Ama geldiğimiz noktada iş çığırından çıktı ve tabiri caizse kabak tadı vermeye (kabak gibi çok güzel bir nimete hakaret olmasın ama kabak tadı vermeye başladı.
Neticesi, samimiyetten uzak, buram buram riya kokan ve yapılan işleri değersizleştirmeye başlayan objektiflerin önünde
Daha sade olmaya ve görünmeye ihtiyacımız var.
Hele de yapılacak olan hayır-hasenat işlerinin her anının kayıt altına alınması faydadan çok zarar vermeye başladı.
Truman Show filmini geçtik. Kameralarla kayıt altına alınmayan, objektiflerin üzerimize çevrilmediği anları arar olduk.
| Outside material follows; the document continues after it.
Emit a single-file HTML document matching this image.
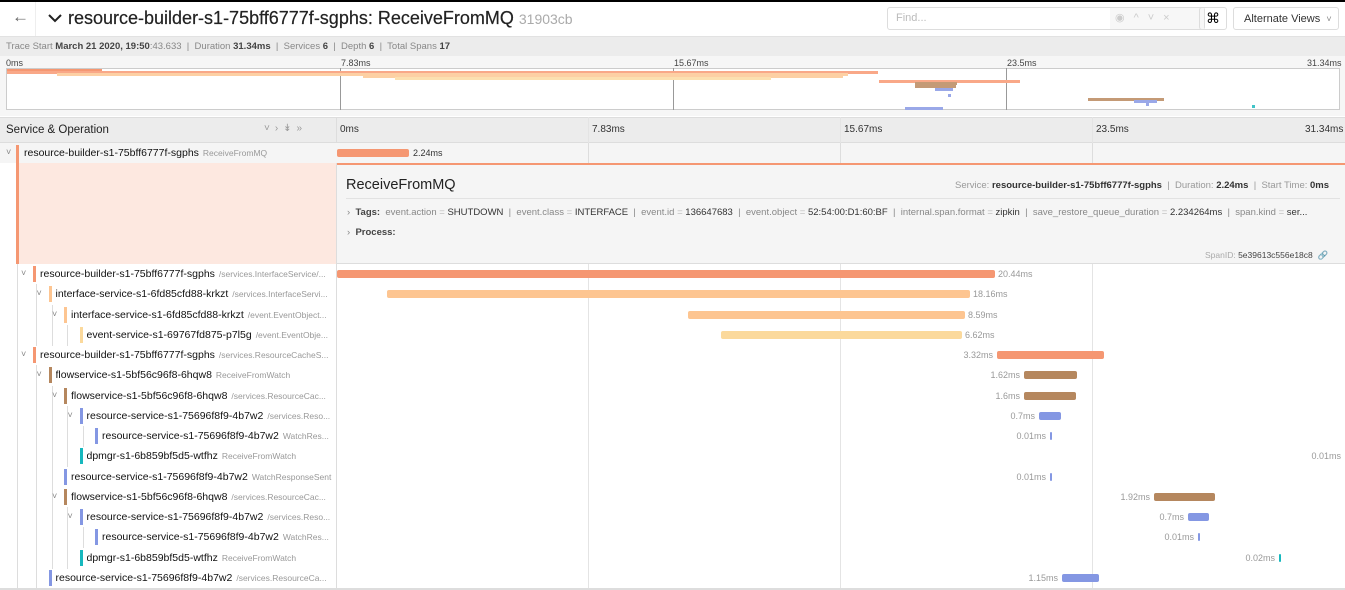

Sadece bizlerin bile-isteye kayıt altına aldıklarımızdan bahsetmiyorum. Farklı güvenlik kameraları ve mobeselerin olmadığı yer kalmadı neredeyse.
Tuvaletlere girildiğinde dahi gayrı ihtiyari “kamera var mı” diye bakmaya başladık.
Neredeyse paranoyaya dönüştü bu durum kimileri için. Aslında tam bir cinnet hali.
Bu hususta bir değil birkaç yazı yazmak bile yetersiz kalacak gibi. Şimdilik bu kadarla iktifa edelim. Nasipse devam ederiz.
Objektiflerden/kameralardan ırak olun ama gönüllerden asla.